A company hired to ensure road safety on part of the Queen Elizabeth Way is facing a hefty fine for failing to provide adequate services during a 2014 snowstorm.
Five centimetres of snow began falling on the GTA on Nov. 19, 2014, but there was no salt or sand spread over the QEW in Burlington, Oakville and Mississauga, leaving thousands of drivers facing dangerous conditions.
Ontario Transportation Minister Steven Del Duca says Carillion, the contractor responsible for the icy stretch of highway, has been fined $500,000 for non-compliance.
This year, the Ontario government is promising better safety services on roads and highways.
“I think all of our contractors right across the province do understand,” Del Duca said. “They themselves drive our roads, they have employees who drive our roads, and they have family members who drive our roads. They get it.”

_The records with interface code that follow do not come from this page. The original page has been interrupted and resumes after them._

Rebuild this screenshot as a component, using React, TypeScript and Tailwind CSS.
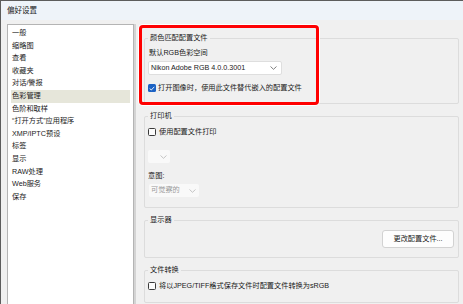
import React from 'react';

const categories = [
  '一般',
  '缩略图',
  '查看',
  '收藏夹',
  '对话/警报',
  '色彩管理',
  '色阶和取样',
  '“打开方式”应用程序',
  'XMP/IPTC预设',
  '标签',
  '显示',
  'RAW处理',
  'Web服务',
  '保存',
];

function Chevron({ color = '#606060' }: { color?: string }) {
  return (
    <svg width="7" height="4" viewBox="0 0 7 4" fill="none">
      <path d="M0.5 0.5 L3.5 3.3 L6.5 0.5" stroke={color} strokeWidth="0.8" />
    </svg>
  );
}

function Checkbox({ checked }: { checked?: boolean }) {
  if (checked) {
    return (
      <div className="w-[8px] h-[8px] rounded-[1.5px] bg-[#1c62c4] flex items-center justify-center shrink-0">
        <svg width="6" height="5" viewBox="0 0 6 5" fill="none">
          <path d="M0.7 2.6 L2.3 4 L5.3 0.8" stroke="#fff" strokeWidth="0.9" />
        </svg>
      </div>
    );
  }
  return <div className="w-[8px] h-[8px] rounded-[1.5px] border border-[#3a3a3a] bg-[#fbfbfb] shrink-0" />;
}

function Group({ title, className, children }: { title: string; className: string; children?: React.ReactNode }) {
  return (
    <div className={`border border-[#dcdcdc] rounded-[2px] px-[3px] flex flex-col ${className}`}>
      <div className="-mt-[6px] h-[10px] leading-[10px] w-fit bg-[#f0f0f0] px-[2px]">{title}</div>
      {children}
    </div>
  );
}

export default function App() {
  return (
    <div
      className="relative w-[463px] h-[304px] overflow-hidden bg-[#f0f0f0] border-l border-t border-[#5c5c5c] text-[7.2px] text-[#1a1a1a]"
      style={{ fontFamily: '"Liberation Sans", "Noto Sans CJK SC", sans-serif' }}
    >
      {/* Title bar */}
      <div className="h-[19px] bg-[#eef3f9] flex items-center pl-[6px] text-[7.5px]">偏好设置</div>

      <div className="flex pl-[6px] pt-[4px]">
        {/* Category list */}
        <div className="w-[127px] h-[300px] bg-white border border-[#b4b4b4] pt-[2px] shrink-0">
          {categories.map((c) => (
            <div
              key={c}
              className={`mx-[3px] h-[12.6px] leading-[12.6px] pl-[1px] whitespace-nowrap ${
                c === '色彩管理' ? 'bg-[#e6e6da]' : ''
              }`}
            >
              {c}
            </div>
          ))}
        </div>
        <div className="w-[2px] h-[300px] bg-[#d4d4d4]" />

        {/* Settings */}
        <div className="ml-[8px] mt-[14px] w-[315px] flex flex-col gap-[12px]">
          <Group title="颜色匹配配置文件" className="h-[66px]">
            <div className="mt-[5px] h-[10px] leading-[10px] pl-[1px]">默认RGB色彩空间</div>
            <div className="mt-[3px] w-[134px] h-[14px] bg-white border border-[#dedede] rounded-[2px] flex items-center justify-between pl-[2px] pr-[4px]">
              <span>Nikon Adobe RGB 4.0.0.3001</span>
              <Chevron />
            </div>
            <div className="mt-[8px] h-[10px] flex items-center gap-[2px]">
              <Checkbox checked />
              <span>打开图像时，使用此文件替代嵌入的配置文件</span>
            </div>
          </Group>

          <Group title="打印机" className="h-[92px]">
            <div className="mt-[6px] h-[10px] flex items-center gap-[3px]">
              <Checkbox />
              <span>使用配置文件打印</span>
            </div>
            <div className="mt-[13px] w-[22px] h-[13px] bg-[#f9f9f9] rounded-[2px] flex items-center justify-end pr-[3px]">
              <Chevron color="#b8b8b8" />
            </div>
            <div className="mt-[8px] h-[10px] leading-[10px]">意图:</div>
            <div className="mt-[3px] ml-[1px] w-[50px] h-[13px] bg-[#f9f9f9] rounded-[2px] flex items-center justify-between pl-[2px] pr-[3px] text-[#9a9a9a]">
              <span>可觉察的</span>
              <Chevron color="#b8b8b8" />
            </div>
          </Group>

          <Group title="显示器" className="h-[38px]">
            <div className="mt-[5px] flex justify-end pr-[1px]">
              <div className="w-[72px] h-[18px] bg-[#fdfdfd] border border-[#d2d2d2] rounded-[3px] flex items-center justify-center">
                更改配置文件...
              </div>
            </div>
          </Group>

          <Group title="文件转换" className="h-[33px]">
            <div className="mt-[6px] h-[10px] flex items-center gap-[3px]">
              <Checkbox />
              <span>将以JPEG/TIFF格式保存文件时配置文件转换为sRGB</span>
            </div>
          </Group>
        </div>
      </div>

      {/* Red highlight annotation */}
      <div className="absolute left-[138px] top-[24px] w-[180px] h-[80px] border-[3px] border-[#ff0000] rounded-[4px] shadow-[0_0_0_1px_#ffffff]" />
    </div>
  );
}
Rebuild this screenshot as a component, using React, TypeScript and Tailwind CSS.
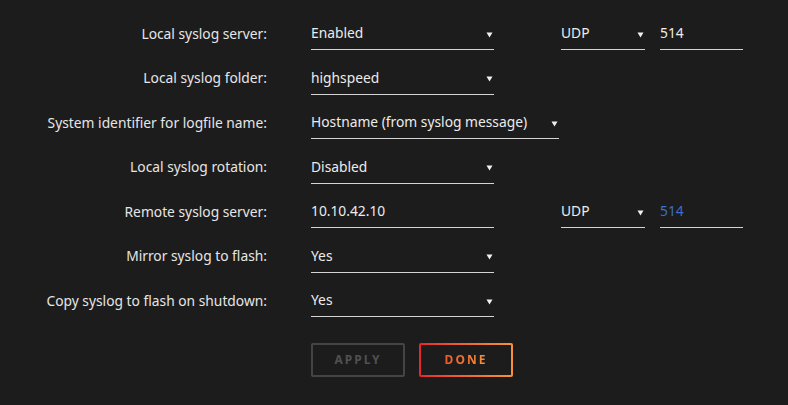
import React from "react";

const Arrow = () => (
  <svg width="7" height="7" viewBox="0 0 7 7" className="shrink-0 mt-[1px]">
    <path d="M0.5 1.5 L6.5 1.5 L3.5 6.5 Z" fill="#f0f0f0" />
  </svg>
);

const Select = ({ value, w }: { value: string; w: string }) => (
  <div className={`${w} h-[34px] flex items-center justify-between border-b border-[#d4d4d4] pr-[1px] pt-[2px]`}>
    <span className="text-[#ececec]">{value}</span>
    <Arrow />
  </div>
);

const Row = ({ label, children }: { label: string; children: React.ReactNode }) => (
  <div className="flex items-center h-[44.5px]">
    <div className="w-[267px] text-right text-[#e6e6e6] pt-[2px]">{label}</div>
    <div className="ml-[44px] flex items-center">{children}</div>
  </div>
);

export default function App() {
  return (
    <div
      className="w-[788px] h-[405px] bg-[#1c1c1c] pt-[11px] text-[13.8px]"
      style={{ fontFamily: '"Noto Sans", "Open Sans", sans-serif' }}
    >
      <Row label="Local syslog server:">
        <Select value="Enabled" w="w-[183px]" />
        <div className="ml-[67px]">
          <Select value="UDP" w="w-[84px]" />
        </div>
        <div className="ml-[15px] w-[83px] h-[34px] pt-[2px] flex items-center border-b border-[#d4d4d4] text-[#ececec]">514</div>
      </Row>
      <Row label="Local syslog folder:">
        <Select value="highspeed" w="w-[183px]" />
      </Row>
      <Row label="System identifier for logfile name:">
        <Select value="Hostname (from syslog message)" w="w-[248px]" />
      </Row>
      <Row label="Local syslog rotation:">
        <Select value="Disabled" w="w-[183px]" />
      </Row>
      <Row label="Remote syslog server:">
        <div className="w-[183px] h-[34px] pt-[2px] flex items-center border-b border-[#d4d4d4] text-[#ececec]">10.10.42.10</div>
        <div className="ml-[67px]">
          <Select value="UDP" w="w-[84px]" />
        </div>
        <div className="ml-[15px] w-[83px] h-[34px] pt-[2px] flex items-center border-b border-[#d4d4d4] text-[#3d6fcc]">514</div>
      </Row>
      <Row label="Mirror syslog to flash:">
        <Select value="Yes" w="w-[183px]" />
      </Row>
      <Row label="Copy syslog to flash on shutdown:">
        <Select value="Yes" w="w-[183px]" />
      </Row>
      <div className="flex ml-[311px] mt-[20px] gap-[14px]">
        <div className="w-[94px] h-[34px] border-2 border-[#444] rounded-[2px] flex items-center justify-center text-[12px] font-bold tracking-[2px] text-[#505050]">
          APPLY
        </div>
        <div className="w-[94px] h-[34px] rounded-[2px] p-[2px] bg-gradient-to-r from-[#e5262b] to-[#f7913a]">
          <div className="w-full h-full bg-[#1c1c1c] flex items-center justify-center">
            <span className="text-[12px] font-bold tracking-[2px] bg-gradient-to-r from-[#f25a2a] to-[#f7913a] bg-clip-text text-transparent">
              DONE
            </span>
          </div>
        </div>
      </div>
    </div>
  );
}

But opposition parties are still accusing the government of lowering road maintenance standards and putting drivers at risk.
The province decided to change its winter roads maintenance program in 2009. In an attempt to reduce costs, it chose the lowest bidding road maintenance contractors, a step critics say has resulted in more dangerous driving conditions.
“They put more motorists’ lives at risk when they changed those contracts,” said Progressive Conservative transport critic Michael Harris. “They watered down the standards to save a few dollars and that’s a simple fact.”
The Auditor General of Ontario concluded this year that the new government contracts have resulted in lower levels of winter highway maintenance.
After nearly a year since the highway debacle, Carillion is still fighting the government and the fines.
Carillion was also fined $400,000 for its inadequate response to another storm in December 2014.
The company has refused to comment on the issue.